Aguán cooperatives, dozens of whose members had lost family in the violence, accused public and private security forces of the killings. Dinant was among several companies increasingly being blamed.

That year, the German Development Finance Institution, a state-backed lender known as DEG, canceled a $20 million loan it had authorized for Dinant because it couldn’t finance projects in an area of growing conflict, Anja Strautz, a DEG spokesperson, told Reuters. The conditions needed “to settle the land conflict were beyond DEG’s control,” she added.

Dinant told Reuters the loan cancellation had nothing to do with its conduct or operations. The company was never charged in any killings.

In July 2012, Gregorio Chávez, a neighbor of Rodas, went missing. The collective searched for several days and ultimately found Chávez’s body in the fields of Paso Aguán. The murder rallied the community, which adopted Chávez’s name for their cooperative. Some members said at the time they suspected Dinant security guards had been involved in the murder.

Dinant said it had no involvement in Chávez’s death. “It isn’t, and has never been, the policy of this company to eliminate rural workers,” Dinant said in a statement at the time of the killing.

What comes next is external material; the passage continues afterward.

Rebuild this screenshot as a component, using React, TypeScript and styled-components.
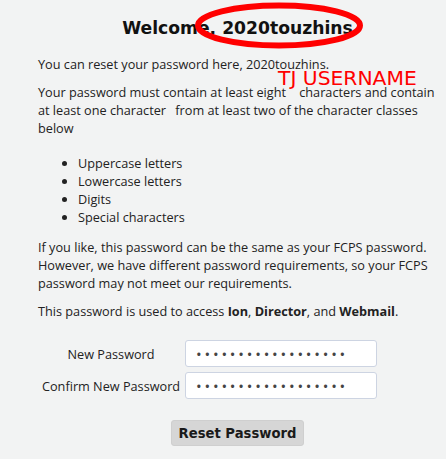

Chávez’s killers were never identified, nor were others as tensions escalated. “The consequence of inadequate investigations and lack of transparency has been virtually complete impunity,” wrote Human Rights Watch, the international activist organization, in a 2014 report.

That year, the Honduran government announced a new investigative task force, the Lower Aguán Violent Death Unit. Its mission: “address the acts of violent deaths…thereby reducing the rates of impunity.”

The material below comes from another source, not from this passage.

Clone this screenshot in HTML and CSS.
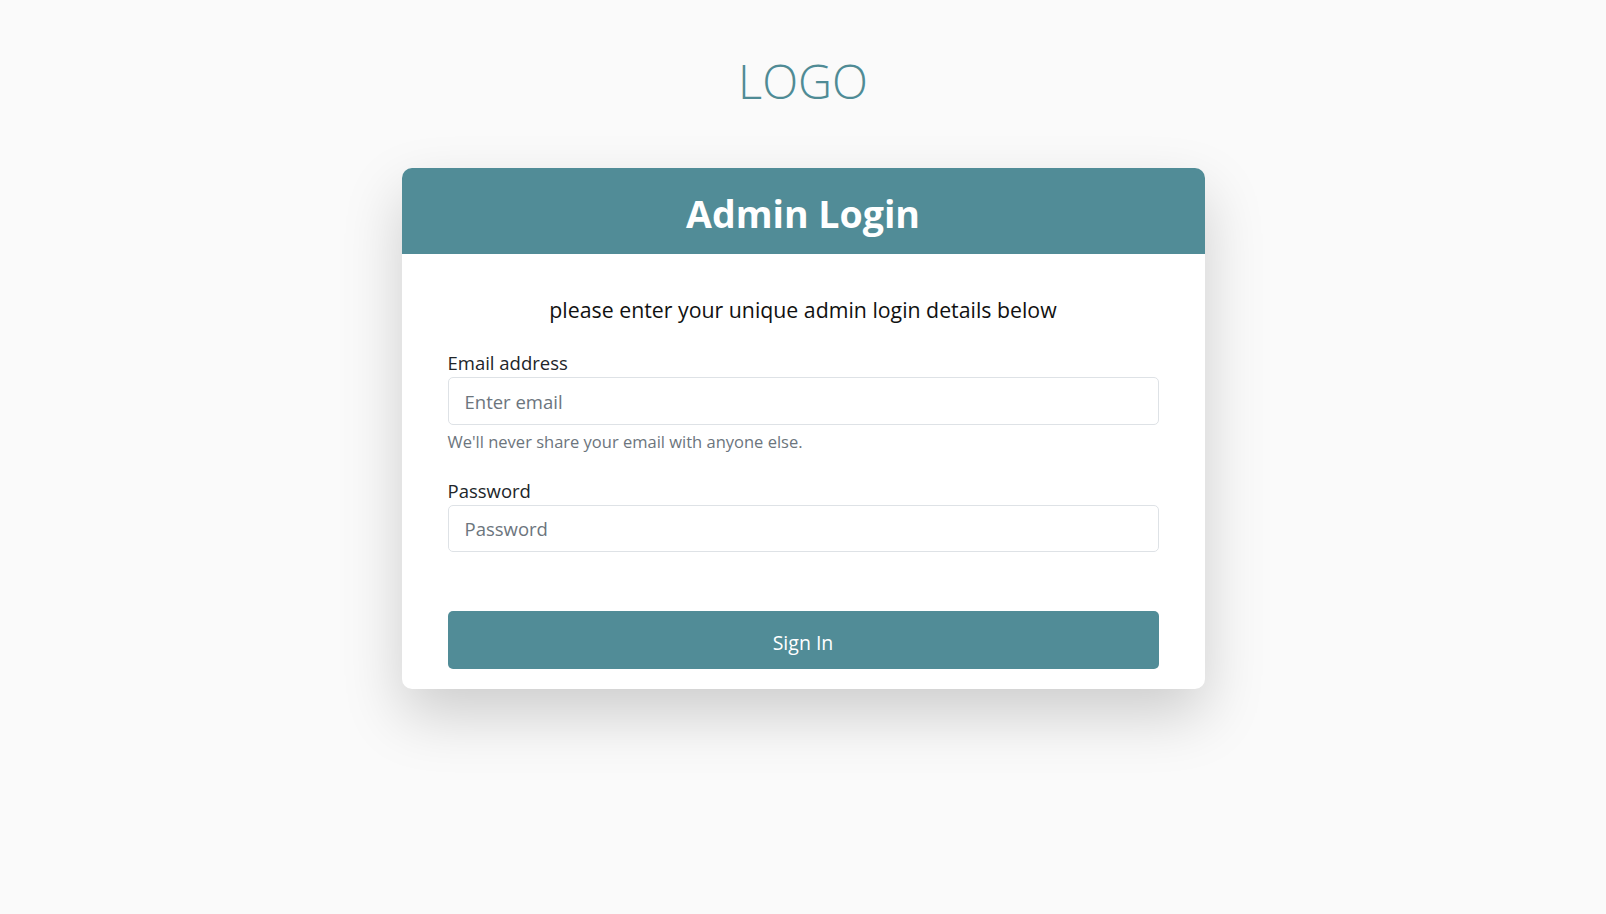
FILE: index.html
```html
<!DOCTYPE html>
<html lang="en">
<head>
<meta charset="utf-8">
<title>Admin Login</title>
<link rel="stylesheet" href="styles.css">
</head>
<body>
<div class="page">
  <div class="logo">LOGO</div>
  <div class="card">
    <div class="card-header">Admin Login</div>
    <form class="card-body">
      <p class="intro">please enter your unique admin login details below</p>
      <div class="field">
        <label class="label" for="email">Email address</label>
        <input class="input" id="email" type="email" placeholder="Enter email">
        <div class="help">We'll never share your email with anyone else.</div>
      </div>
      <div class="field field-pw">
        <label class="label" for="pw">Password</label>
        <input class="input" id="pw" type="password" placeholder="Password">
      </div>
      <button class="btn" type="button">Sign In</button>
    </form>
  </div>
</div>
</body>
</html>
```

FILE: styles.css
```css
* { box-sizing: border-box; }
html, body { margin: 0; padding: 0; }
body {
  background: #fafafa;
  font-family: "Open Sans", "Noto Sans", sans-serif;
  color: #212529;
}
.page {
  display: flex;
  flex-direction: column;
  align-items: center;
  min-height: 100vh;
  padding-top: 51px;
}
.logo {
  font-size: 47px;
  font-weight: 300;
  line-height: 60px;
  color: #4f8b95;
  margin-bottom: 57px;
}
.card {
  width: 803px;
  background: #fff;
  border-radius: 10px;
  box-shadow: 0 26px 60px rgba(0, 0, 0, 0.18);
  overflow: hidden;
}
.card-header {
  height: 86px;
  background: #518c97;
  color: #fff;
  font-size: 37.5px;
  font-weight: 700;
  line-height: 86px;
  text-align: center;
  padding-top: 3px;
}
.card-body {
  display: flex;
  flex-direction: column;
  padding: 41px 46px 20px;
  margin: 0;
}
.intro {
  margin: 0 0 27px;
  text-align: center;
  font-size: 21.3px;
  line-height: 30px;
  color: #111;
}
.field { display: flex; flex-direction: column; }
.label {
  font-size: 18.5px;
  line-height: 22px;
  margin-bottom: 3px;
}
.input {
  height: 48px;
  border: 1px solid #dee2e6;
  border-radius: 5px;
  padding: 0 16px;
  font-family: inherit;
  font-size: 18.5px;
  color: #212529;
  background: #fff;
  outline: none;
}
.input::placeholder { color: #6c757d; }
.help {
  margin-top: 6px;
  font-size: 16.5px;
  line-height: 22px;
  color: #6c757d;
}
.field-pw { margin-top: 27px; }
.field-pw .input { height: 47px; }
.btn {
  margin-top: 59px;
  height: 58px;
  padding: 4px 0 0;
  border: none;
  border-radius: 5px;
  background: #518c97;
  color: #fff;
  font-family: inherit;
  font-size: 19.5px;
}
```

Peasant organizations, human rights groups and other critics say the unit has made little difference. Emblematic murders, like that of Chávez, remain unsolved, they note.

Mora, the Public Ministry spokesperson, didn’t answer a Reuters question regarding Chávez or other unsolved cases. Among the 25 deaths for which ministry documents said prosecutors had obtained convictions, two involved murders around Paso Aguán, the farm the collective once owned. 

In August 2017, cooperative members invaded Paso Aguán. Wielding their original titles to the land, they claimed to be its legitimate owners. Shortly afterward, the bodies of two Dinant security guards, both with gunshot wounds and their hands tied behind their back, were found on the outskirts of the farm.

“It isn’t, and has never been, the policy of this company to eliminate rural workers.”

Dinant, a corporation and major landowner, after locals suspected it was linked to the death of a farmer

The cooperative denied any role in their killing. The deaths haven’t been solved.

In April 2018, Dinant staff and a group of soldiers who had remained on Paso Aguán after the collective seized it withdrew from the property, the company said. The cooperative and Dinant both still claim the land, but the cooperative now farms it. They tend the palm already there, but again grow corn, beans and other food crops.

Reuters couldn’t independently confirm whose claim to the farm is authentic.

Ramón Antonio Lara Buezo, the outgoing director of the land reform agency, told Reuters that the current government considers contested sales valid unless courts find otherwise. “Only through a ruling by an appropriate judge can disputed sales be nullified,” he wrote in a statement.

Tensions have only increased since the cooperative took back the farm. 

Criminal gangs, increasingly moving cocaine from South America, have also begun extorting locals, seizing farmland and stealing crops. As with the killings, locals say, authorities haven’t effectively investigated. 

In May 2018, the cooperative voted to expel a member named Santos Torres, who is now deceased. Once one of the group’s leaders, members alleged he was involved with one of the gangs. After his expulsion, cooperative members say, Torres began seizing plots on the farm, forcing other members to leave and harvesting crops for his own profit.

Moncada and other cooperative leaders filed police reports and a complaint with the attorney general’s office, according to documents reviewed by Reuters. The documents denounced a series of threats and violence by Torres and his gang. Neither authority responded to their filings, the cooperative said.  

“Our lives are worth nothing,” said Marlen Echeverria, a cooperative worker. She said she was stalked by armed members of Torres’ gang while walking to work on the farm.

In November 2020, back-to-back hurricanes slammed into Honduras, flooding the Aguán Valley. More cooperative members left.

Last January, Kevin Moncada, a 23-year-old nephew of Juan Moncada, joined a migrant caravan bound for the United States. He crossed the border with his infant son and requested asylum, he told Reuters. He is now living in Tennessee and working in construction while he awaits his immigration court date.

U.S. Customs and Border Patrol said it couldn’t comment on individual migrant cases.

In late June, a gunman entered a church service near Paso Aguán and shot dead Torres, the expelled cooperative member. His murder hasn’t been solved. Moncada was shot 10 days later.

Josué, Moncada and Rodas’ son, made it to the United States.

Kevin, the cousin in Tennessee, raised $4,700 to pay smugglers to get Josué across Mexico. Josué reached the U.S. border in August, he told Reuters, and then turned himself over to authorities. He spent a month at a shelter for unaccompanied minors in Texas, according to his immigration documents, and was released to the custody of his cousin.

He now works on the same construction crew, Kevin and he told Reuters.

Rodas, Josue’s mother and Moncada’s widow, continues to toil on the farm. She clears grass with a machete so that cooperative colleagues can more easily harvest. With few answers to the murky conflict, she nonetheless hopes authorities can someday restore some sense of order.  

“I’m asking for justice,” she said. “There’s only impunity.”